THC Can Trigger Psychotic Episodes

THC Can Trigger Psychotic Episodes for Those with Psychological Disorders

Studies are showing that if an individual has a tendency towards, or are diagnosed with a psychological disorder, they may want to be careful with consuming too much THC. The body naturally produces a neurotransmitter inhibitor called GABA which slows excitement in the brain, and THC is capable of blocking it. Some individuals overproduce dopamine which creates excitement in the brain and if it is left unchecked it can trigger psychotic episodes. THC is not found in all medical marijuana products though. Cannabidiol (CBD) is found in marijuana and has a number of medicinal benefits, including pain and inflammation reduction, but with no psychoactive effects. You should consult with your doctor before ingesting a marijuana product.

Exposure to THC, the active cannabinoid found in marijuana that has a psychoactive effect, can trigger psychotic episodes especially in people that already have a psychotic disorder or tendencies towards them. THC can make the brain hyperactive and allow dopamine to run unregulated in the brain.

Unchecked dopamine is a signature of schizophrenia and Parkinson’s disease, which would typically be put in check by the production of an acid called GABA. GABA production can be stifled by exposure to THC which is the direct problem for someone that has a psychotic disorder or a tendency towards psychotic episodes in the first place.

Individuals who have had mild or transient psychotic symptoms (such as unusual thoughts, suspiciousness, perceptual disturbances) without using substances such as marijuana or alcohol and have a family history of psychosis or other risk factors are considered at clinical high risk for psychotic disorder.
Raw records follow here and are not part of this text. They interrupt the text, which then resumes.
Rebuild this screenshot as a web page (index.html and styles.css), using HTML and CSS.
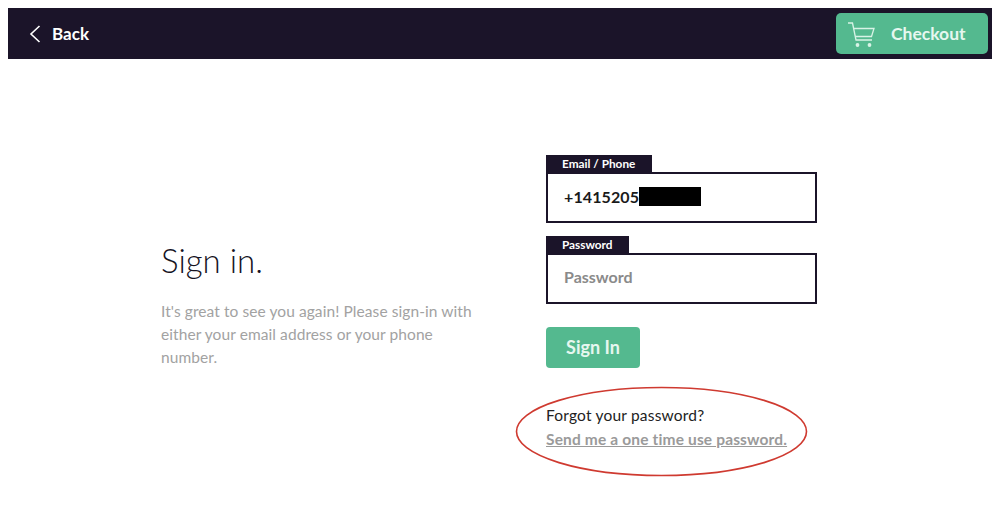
FILE: index.html
```html
<!DOCTYPE html>
<html lang="en">
<head>
  <meta charset="UTF-8" />
  <title>Sign in</title>
  <link rel="stylesheet" href="styles.css">
</head>
<body>
  <div class="page">
    <div class="header">
      <a class="back-link">
        <svg class="back-icon" width="12" height="18" viewBox="0 0 12 18">
          <path d="M10.5 1 L2 9 L10.5 17" fill="none" stroke="#fff" stroke-width="1.6"/>
        </svg>
        Back
      </a>
      <a class="checkout-btn">
        <svg class="cart-icon" width="28" height="28" viewBox="0 0 28 28">
          <path d="M1 3 H5.5 L9 20 H25" fill="none" stroke="#d8f3e6" stroke-width="1.3"/>
          <path d="M6.5 8.5 H27 L24.5 16.5 H8.2" fill="none" stroke="#d8f3e6" stroke-width="1.3"/>
          <circle cx="10.5" cy="25" r="1.9" fill="#d8f3e6"/>
          <circle cx="22.5" cy="25" r="1.9" fill="#d8f3e6"/>
        </svg>
        Checkout
      </a>
    </div>

    <div class="content">
      <div class="intro">
        <h1>Sign in.</h1>
        <p>It's great to see you again! Please sign-in with either your email address or your phone number.</p>
      </div>

      <div class="signin-form">
        <div class="form-group">
          <div class="field-tab tab-email">Email / Phone</div>
          <div class="field-box"><span class="field-value">+1415205</span><span class="redacted"></span></div>
        </div>
        <div class="form-group">
          <div class="field-tab tab-password">Password</div>
          <div class="field-box"><span class="field-placeholder">Password</span></div>
        </div>
        <button class="signin-btn">Sign In</button>
        <div class="forgot">
          <p>Forgot your password?</p>
          <a class="otp-link">Send me a one time use password.</a>
          <svg class="annotation" width="295" height="93" viewBox="0 0 295 93">
            <ellipse cx="146.5" cy="46.5" rx="145" ry="44" fill="none" stroke="#cf3a30" stroke-width="1.6"/>
          </svg>
        </div>
      </div>
    </div>
  </div>
</body>
</html>
```

FILE: styles.css
```css
body {
  margin: 8px;
  background: #fff;
  font-family: 'Lato', sans-serif;
  color: #1a1a1a;
}

.page {
  width: 984px;
}

.header {
  display: flex;
  justify-content: space-between;
  align-items: center;
  height: 51px;
  padding: 0 4px 0 21px;
  box-sizing: border-box;
  background: #1b1429;
}

.back-link {
  display: flex;
  align-items: center;
  gap: 11px;
  color: #fff;
  font-size: 17px;
  font-weight: 700;
}

.checkout-btn {
  display: flex;
  align-items: center;
  gap: 16px;
  width: 152px;
  height: 41px;
  padding-left: 11px;
  box-sizing: border-box;
  background: #54b98f;
  border-radius: 5px;
  color: #e6f7ef;
  font-size: 17.5px;
  font-weight: 700;
}

.content {
  display: flex;
  padding: 96px 0 0 153px;
}

.intro {
  width: 385px;
  padding-top: 84px;
  box-sizing: border-box;
}

.intro h1 {
  margin: 0 0 19px;
  font-size: 33px;
  font-weight: 300;
  line-height: 42px;
  color: #16131f;
}

.intro p {
  width: 320px;
  margin: 0;
  font-size: 15.5px;
  line-height: 23px;
  color: #a2a2a2;
  letter-spacing: 0.08px;
}

.signin-form {
  width: 271px;
}

.form-group {
  margin-bottom: 13px;
}

.field-tab {
  height: 17px;
  padding-left: 16px;
  box-sizing: border-box;
  background: #1b1429;
  color: #fff;
  font-size: 11.8px;
  font-weight: 700;
  line-height: 17px;
}

.tab-email {
  width: 106px;
}

.tab-password {
  width: 83px;
}

.field-box {
  display: flex;
  align-items: center;
  height: 51px;
  padding: 0 0 2px 16px;
  box-sizing: border-box;
  border: 2px solid #1b1429;
}

.field-value {
  font-size: 16px;
  font-weight: 700;
  color: #1a1a1a;
  letter-spacing: 0.1px;
}

.redacted {
  width: 62px;
  height: 19px;
  background: #000;
}

.field-placeholder {
  padding-bottom: 2px;
  font-size: 16px;
  font-weight: 700;
  color: #8a8a8a;
}

.signin-btn {
  display: block;
  width: 94px;
  height: 41px;
  margin-top: 23px;
  padding: 0 0 2px;
  background: #54b98f;
  border: none;
  border-radius: 4px;
  color: #e6f7ef;
  font-family: 'Lato', sans-serif;
  font-size: 18px;
  font-weight: 700;
}

.forgot {
  position: relative;
  margin-top: 38px;
  padding-bottom: 40px;
  font-size: 15.5px;
}

.forgot p {
  margin: 0 0 5px;
  line-height: 19px;
  color: #222;
  letter-spacing: 0.2px;
}

.otp-link {
  display: block;
  width: 260px;
  white-space: nowrap;
  line-height: 19px;
  font-weight: 700;
  color: #9a9a9a;
  text-decoration: underline;
  letter-spacing: 0.15px;
}

.annotation {
  position: absolute;
  left: -31px;
  top: -21px;
}
```
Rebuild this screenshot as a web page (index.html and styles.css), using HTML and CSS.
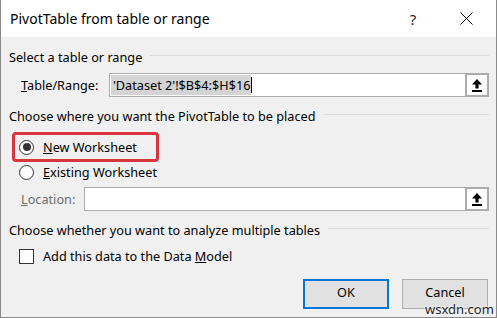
FILE: index.html
```html
<!DOCTYPE html>
<html lang="en">
  <head>
    <meta charset="UTF-8" />
    <title>PivotTable from table or range</title>
    <link rel="stylesheet" href="styles.css">
  </head>
  <body>
    <div class="dialog">
      <div class="titlebar">
        <span class="title">PivotTable from table or range</span>
        <span class="help">?</span>
        <span class="close">
          <svg width="13" height="13" viewBox="0 0 13 13">
            <path d="M0.5 0.5 L12.5 12.5 M12.5 0.5 L0.5 12.5" stroke="#000" stroke-width="1" fill="none" />
          </svg>
        </span>
      </div>

      <div class="content">
        <div class="group-title first"><span>Select a table or range</span><i></i></div>
        <div class="field-row">
          <label class="field-label range-label"><u>T</u>able/Range:</label>
          <div class="ref-box">
            <div class="ref-input"><span class="selected">'Dataset 2'!$B$4:$H$16</span><span class="caret"></span></div>
            <button class="ref-btn">
              <svg width="12" height="14" viewBox="0 0 12 14">
                <path d="M6 1 L11 6.5 H7.6 V10.5 H4.4 V6.5 H1 Z" fill="#000" />
                <rect x="1" y="12" width="10" height="2" fill="#000" />
              </svg>
            </button>
          </div>
        </div>

        <div class="group-title"><span>Choose where you want the PivotTable to be placed</span><i></i></div>
        <div class="highlight">
          <div class="option"><span class="radio checked"></span><span><u>N</u>ew Worksheet</span></div>
        </div>
        <div class="option plain"><span class="radio"></span><span><u>E</u>xisting Worksheet</span></div>
        <div class="field-row location-row">
          <label class="field-label disabled location-label"><u>L</u>ocation:</label>
          <div class="ref-box">
            <div class="ref-input"></div>
            <button class="ref-btn">
              <svg width="12" height="14" viewBox="0 0 12 14">
                <path d="M6 1 L11 6.5 H7.6 V10.5 H4.4 V6.5 H1 Z" fill="#000" />
                <rect x="1" y="12" width="10" height="2" fill="#000" />
              </svg>
            </button>
          </div>
        </div>

        <div class="group-title"><span>Choose whether you want to analyze multiple tables</span><i></i></div>
        <div class="option plain check-row"><span class="checkbox"></span><span>Add this data to the Data <u>M</u>odel</span></div>

        <div class="actions">
          <button class="btn default">OK</button>
          <button class="btn">Cancel</button>
        </div>
      </div>

      <div class="watermark">wsxdn.com</div>
    </div>
  </body>
</html>
```

FILE: styles.css
```css
* {
  box-sizing: border-box;
  margin: 0;
  padding: 0;
}
body {
  font-family: "Segoe UI", "Noto Sans", sans-serif;
  font-size: 12.7px;
  color: #000;
  background: #f0f0f0;
}
.dialog {
  position: relative;
  width: 497px;
  height: 318px;
  background: #f0f0f0;
  border: 1px solid #8a8a8a;
  border-top: none;
  overflow: hidden;
}

/* Title bar */
.titlebar {
  height: 37px;
  background: #fff;
  display: flex;
  align-items: center;
  padding-left: 9px;
}
.title {
  font-size: 14px;
  flex: 1;
}
.help {
  font-size: 15px;
  width: 20px;
  text-align: center;
  margin-right: 37px;
  color: #222;
}
.close {
  display: flex;
  margin-right: 23px;
}

/* Content */
.content {
  padding: 11px 7px 0 8px;
}
.group-title {
  display: flex;
  align-items: center;
  height: 18px;
  margin-top: 10px;
}
.group-title.first {
  margin-top: 0;
}
.group-title i {
  flex: 1;
  height: 1px;
  background: #dcdcdc;
  margin: 0 0 4px 8px;
}
.field-row {
  display: flex;
  align-items: center;
  margin-top: 7px;
  padding-left: 12px;
}
.field-label {
  width: 88px;
}
.location-label {
  width: 63px;
}
.disabled {
  color: #6d6d6d;
}
.ref-box {
  flex: 1;
  display: flex;
  height: 24px;
}
.ref-input {
  flex: 1;
  background: #fff;
  border: 1px solid #adadad;
  border-right: none;
  display: flex;
  align-items: center;
  padding-left: 1px;
}
.selected {
  background: #d4d4d4;
  line-height: 20px;
  padding: 0 1px 0 2px;
}
.caret {
  width: 1px;
  height: 16px;
  background: #000;
}
.ref-btn {
  width: 24px;
  height: 24px;
  border: 2px solid #adadad;
  background: #fff;
  display: flex;
  align-items: center;
  justify-content: center;
}

/* Options */
.highlight {
  margin: 7px 0 0 3px;
  width: 147px;
  height: 30px;
  border: 3px solid #d7363f;
  border-radius: 4px;
  display: flex;
  align-items: center;
  padding-left: 4px;
}
.option {
  display: flex;
  align-items: center;
  gap: 9px;
  height: 20px;
}
.option.plain {
  padding-left: 10px;
}
.radio {
  width: 15px;
  height: 15px;
  border: 1px solid #333;
  border-radius: 50%;
  background: #fff;
  display: flex;
  align-items: center;
  justify-content: center;
}
.radio.checked::after {
  content: "";
  width: 8px;
  height: 8px;
  border-radius: 50%;
  background: #333;
}
.location-row {
  margin-top: 5px;
}
.checkbox {
  width: 15px;
  height: 15px;
  border: 1px solid #333;
  background: #fff;
}
.check-row {
  margin-top: 7px;
}

/* Buttons */
.actions {
  display: flex;
  justify-content: flex-end;
  gap: 13px;
  margin-top: 13px;
  padding-right: 1px;
}
.btn {
  width: 86px;
  height: 30px;
  font: inherit;
  line-height: 13px;
  padding-bottom: 3px;
  background: #e1e1e1;
  border: 1px solid #adadad;
  color: #000;
}
.btn.default {
  border: 2px solid #0078d7;
}

.watermark {
  position: absolute;
  left: 424px;
  top: 304px;
  font-size: 13px;
  line-height: 11px;
  color: #222;
  text-shadow: 0 0 2px #fff, 0 0 2px #fff;
}
```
Previous studies have found an association between marijuana use and psychosis in the general population, but none have rigorously examined marijuana’s effects in those at greatest risk for psychosis.

“Many adolescents and young adults who are at high risk for psychosis smoke marijuana regularly or have a cannabis use disorder,” said Margaret Haney, PhD, professor of neurobiology (in Psychiatry) at CUMC and senior author of the paper. “Yet researchers haven’t studied the effects of marijuana in this population in a rigorous, controlled manner.”

In this double-blinded, placebo-controlled laboratory study, the researchers looked at the effects of marijuana in six high-risk young adults and six controls, all experienced and current marijuana smokers who were physically healthy. Participants smoked half of an active or placebo marijuana cigarette, had psychological and physiological assessments before and after smoking, and then repeated this procedure with the opposite (active or placebo) cigarette.

After smoking active marijuana, both groups had signs of intoxication and increases in heart rate and arousal relative to the placebo. However, only the high-risk group experienced transient increases in paranoia and anxiety, as well as disrupted sensory perception and cognitive performance, after using active marijuana. Neither group experienced these effects after using the placebo.

“Although this was a small, preliminary study, it suggests that marijuana may affect individuals at high risk for psychosis differently than other marijuana users, by briefly inducing psychotic-like experiences and impairing their cognition,” said Nehal Vadhan, PhD, a psychologist and associate professor in Psychiatry and Molecular Medicine at Hofstra Northwell School of Medicine and first author of the paper. “While larger studies are needed to confirm these findings, they may aid clinicians in their guidance to individuals at risk for psychosis about marijuana’s potential effects.”